Seattle Sounders - 30 Clubs, 30 Stories - Leg 2 celebration

Re-defining what's possible

With far more context, Schmetzer and some of his more veteran teammates were thinking about the implications, perhaps not of the Club World Cup but of being the MLS team to finally bring the CCC title to their city.

“In 2016, there were a lot of things going on in my head, but I didn’t think for a minute that we were building a project to compete on a regional scale in Concacaf, winning a Concacaf Champions League,” said Schmetzer, thinking back to when he took over the managerial job and started to work with then-general manager Garth Lagerwey to put together a squad.

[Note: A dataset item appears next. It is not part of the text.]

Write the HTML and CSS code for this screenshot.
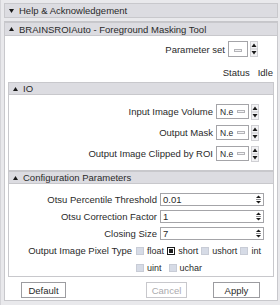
FILE: index.html
```html
<!DOCTYPE html>
<html>
<head>
	<title>BRAINSROIAuto</title>
<link rel="stylesheet" href="styles.css">
</head>
<body>
	<div class="frame">
		<div class="section collapsed">
			<div class="header">
				<svg class="arrow" width="5" height="4" viewBox="0 0 5 4"><path d="M0 0 L5 0 L2.5 4Z"/></svg>
				Help &amp; Acknowledgement
			</div>
		</div>
		<div class="section main">
			<div class="header">
				<svg class="arrow" width="5" height="4" viewBox="0 0 5 4"><path d="M0 4 L5 4 L2.5 0Z"/></svg>
				BRAINSROIAuto - Foreground Masking Tool
			</div>
			<div class="body">
				<div class="row param-row">
					<span class="label">Parameter set</span>
					<span class="combo small"><span class="dash"></span></span>
					<svg class="spin" width="8" height="16" viewBox="0 0 8 16"><rect x="0.5" y="0.5" width="7" height="15" fill="#f2f2f4" stroke="#d0d0d4"/><line x1="0" y1="8" x2="8" y2="8" stroke="#c8c8cc"/><path d="M1.5 6 L6.5 6 L4 2.5Z"/><path d="M1.5 10 L6.5 10 L4 13.5Z"/></svg>
				</div>
				<div class="row status-row">
					<span>Status</span><span class="idle">Idle</span>
				</div>

				<div class="section inner">
					<div class="header">
						<svg class="arrow" width="5" height="4" viewBox="0 0 5 4"><path d="M0 4 L5 4 L2.5 0Z"/></svg>
						IO
					</div>
					<div class="body io">
						<div class="row">
							<span class="label">Input Image Volume</span>
							<span class="combo"><span class="txt">N.e</span><span class="dash"></span></span>
							<svg class="spin" width="8" height="16" viewBox="0 0 8 16"><rect x="0.5" y="0.5" width="7" height="15" fill="#f2f2f4" stroke="#d0d0d4"/><line x1="0" y1="8" x2="8" y2="8" stroke="#c8c8cc"/><path d="M1.5 6 L6.5 6 L4 2.5Z"/><path d="M1.5 10 L6.5 10 L4 13.5Z"/></svg>
						</div>
						<div class="row">
							<span class="label">Output Mask</span>
							<span class="combo"><span class="txt">N.e</span><span class="dash"></span></span>
							<svg class="spin" width="8" height="16" viewBox="0 0 8 16"><rect x="0.5" y="0.5" width="7" height="15" fill="#f2f2f4" stroke="#d0d0d4"/><line x1="0" y1="8" x2="8" y2="8" stroke="#c8c8cc"/><path d="M1.5 6 L6.5 6 L4 2.5Z"/><path d="M1.5 10 L6.5 10 L4 13.5Z"/></svg>
						</div>
						<div class="row">
							<span class="label">Output Image Clipped by ROI</span>
							<span class="combo"><span class="txt">N.e</span><span class="dash"></span></span>
							<svg class="spin" width="8" height="16" viewBox="0 0 8 16"><rect x="0.5" y="0.5" width="7" height="15" fill="#f2f2f4" stroke="#d0d0d4"/><line x1="0" y1="8" x2="8" y2="8" stroke="#c8c8cc"/><path d="M1.5 6 L6.5 6 L4 2.5Z"/><path d="M1.5 10 L6.5 10 L4 13.5Z"/></svg>
						</div>
					</div>
				</div>

				<div class="section inner">
					<div class="header">
						<svg class="arrow" width="5" height="4" viewBox="0 0 5 4"><path d="M0 4 L5 4 L2.5 0Z"/></svg>
						Configuration Parameters
					</div>
					<div class="body config">
						<div class="field">
							<span class="label">Otsu Percentile Threshold</span>
							<span class="input"><span>0.01</span><svg class="mini-spin" width="5" height="9" viewBox="0 0 5 9"><path d="M0 3 L5 3 L2.5 0.5Z"/><line x1="0" y1="4.5" x2="5" y2="4.5" stroke="#909094"/><path d="M0 6 L5 6 L2.5 8.5Z"/></svg></span>
						</div>
						<div class="field">
							<span class="label">Otsu Correction Factor</span>
							<span class="input"><span>1</span><svg class="mini-spin" width="5" height="9" viewBox="0 0 5 9"><path d="M0 3 L5 3 L2.5 0.5Z"/><line x1="0" y1="4.5" x2="5" y2="4.5" stroke="#909094"/><path d="M0 6 L5 6 L2.5 8.5Z"/></svg></span>
						</div>
						<div class="field">
							<span class="label">Closing Size</span>
							<span class="input"><span>7</span><svg class="mini-spin" width="5" height="9" viewBox="0 0 5 9"><path d="M0 3 L5 3 L2.5 0.5Z"/><line x1="0" y1="4.5" x2="5" y2="4.5" stroke="#909094"/><path d="M0 6 L5 6 L2.5 8.5Z"/></svg></span>
						</div>
						<div class="pixel-type">
							<span class="pt-label">Output Image Pixel Type</span>
							<div class="choices">
								<div class="choice-row first">
									<span class="choice"><span class="box"></span>float</span>
									<span class="choice"><span class="box on"></span>short</span>
									<span class="choice"><span class="box"></span>ushort</span>
									<span class="choice"><span class="box"></span>int</span>
								</div>
								<div class="choice-row">
									<span class="choice"><span class="box"></span>uint</span>
									<span class="choice"><span class="box"></span>uchar</span>
								</div>
							</div>
						</div>
					</div>
				</div>

				<div class="buttons">
					<button class="btn default">Default</button>
					<button class="btn cancel">Cancel</button>
					<button class="btn apply">Apply</button>
				</div>
			</div>
		</div>
	</div>
</body>
</html>
```

FILE: styles.css
```css
* {
	box-sizing: border-box;
}

body {
	margin: 0;
	background: #e9e9ec;
	font-family: "Liberation Sans", Arial, sans-serif;
	font-size: 9.5px;
	color: #2a2a2a;
	overflow: hidden;
}

.frame {
	width: 280px;
	height: 305px;
	padding: 3px 0 0 3px;
	border-left: 1px solid #d4d4d8;
}

.frame > .section {
	width: 274px;
}

.header {
	display: flex;
	align-items: center;
	height: 14px;
	background: #dcdce1;
	border: 1px solid #c8c8cc;
	padding-left: 4px;
	white-space: nowrap;
}

.arrow {
	margin-right: 5px;
	fill: #1a1a1a;
}

.collapsed {
	height: 19px;
	border-bottom: 1px solid #c6c6ca;
}

.collapsed .header {
	height: 15px;
}

.main > .body {
	background: #ffffff;
	border: 1px solid #c8c8cc;
	border-top: none;
	height: 265px;
	padding: 5px 3px 0 3px;
}

.row {
	display: flex;
	justify-content: flex-end;
	align-items: center;
}

.param-row {
	height: 16px;
	padding-right: 16px;
}

.status-row {
	height: 11px;
	margin: 10px 0 4px 0;
	padding-right: 1px;
}

.status-row .idle {
	margin-left: 8px;
}

.label {
	margin-right: 3px;
}

.combo {
	display: flex;
	align-items: center;
	width: 33px;
	height: 15px;
	border: 1px solid #a4a4a8;
	background: #ffffff;
	padding-left: 3px;
	margin-right: 2px;
	font-size: 8.5px;
}

.combo.small {
	width: 20px;
	height: 16px;
	justify-content: center;
	padding-left: 0;
}

.combo .txt {
	flex: 1;
}

.dash {
	width: 8px;
	height: 3px;
	border: 1px solid #b4b4b8;
	background: #f4f4f6;
	margin-right: 3px;
}

.combo.small .dash {
	margin: 2px 0 0 0;
}

.spin {
	fill: #1a1a1a;
	flex-shrink: 0;
}

.inner .header {
	height: 13px;
}

.inner .body {
	border: 1px solid #c8c8cc;
	border-top: none;
	background: #ffffff;
}

.io {
	height: 76px;
	padding: 6px 14px 0 0;
}

.io .row {
	height: 21px;
}

.config {
	height: 93px;
	padding: 7px 9px 0 0;
}

.field {
	display: flex;
	align-items: center;
	height: 17px;
}

.field .label {
	width: 148px;
	text-align: right;
	margin-right: 3px;
	flex-shrink: 0;
}

.input {
	flex: 1;
	display: flex;
	justify-content: space-between;
	align-items: center;
	height: 13px;
	border: 1px solid #a4a4a8;
	padding-left: 2px;
}

.mini-spin {
	fill: #1a1a1a;
	margin-right: 2px;
}

.pixel-type {
	display: flex;
}

.pt-label {
	flex: 1;
	text-align: right;
	height: 17px;
	line-height: 17px;
	margin-right: 4px;
	white-space: nowrap;
}

.choices {
	width: 128px;
	flex-shrink: 0;
	font-size: 9px;
}

.choice-row {
	display: flex;
	align-items: center;
	height: 17px;
	gap: 7px;
}

.choice-row.first {
	justify-content: space-between;
	padding-right: 3px;
	gap: 0;
}

.choice {
	display: flex;
	align-items: center;
}

.box {
	width: 8px;
	height: 8px;
	background: #d6dbe6;
	border: 1px solid #c8ccd6;
	margin-right: 3px;
}

.box.on {
	background: #1e1e1e;
	border: 1px solid #1e1e1e;
	box-shadow: inset 0 0 0 1px #ffffff;
}

.buttons {
	display: flex;
	padding: 5px 0 0 13px;
}

.btn {
	font-family: "Liberation Sans", Arial, sans-serif;
	font-size: 9.5px;
	height: 16px;
	background: #ffffff;
	border: 1px solid #9c9ca0;
	padding: 0;
	color: #2a2a2a;
}

.default {
	width: 45px;
}

.cancel {
	width: 41px;
	margin-left: 80px;
	color: #aaaaae;
	border-color: #c8c8cc;
}

.apply {
	width: 47px;
	margin-left: 26px;
}
```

It had been a long road for the players who were brought in as well, pushing to earn things for their family, teammates and city. It may not have shown on his face at the moment with his teammates dancing around him, many draped in their nation’s flags, but Lodeiro found his moment on the stage lifting the cup to be a reflective one.

“In that moment where you go to lift the trophy, you think about a ton of things: The sacrifice you personally made to get there, to go down in a club’s history,” Lodeiro said. “You think about all the people who were with you over the course of your career, how you prepared.

"My wife, my kids, the times they went with me or wanted to help when there were important matches, friends who were keeping up with the final, the fans where you see a city in the United States that fills a stadium for a club tournament. It’s a ton of feelings and beautiful emotions that really fly by in that moment.”

Even if it's impossible to extend that moment, this month the Sounders will look to create more memories and write more of the club’s history in the Club World Cup, a tournament they’re in thanks to the heroic effort made back in April and May 2022.

From Mexico City to the Emerald City, and now to the world's stage, they achieved immortality.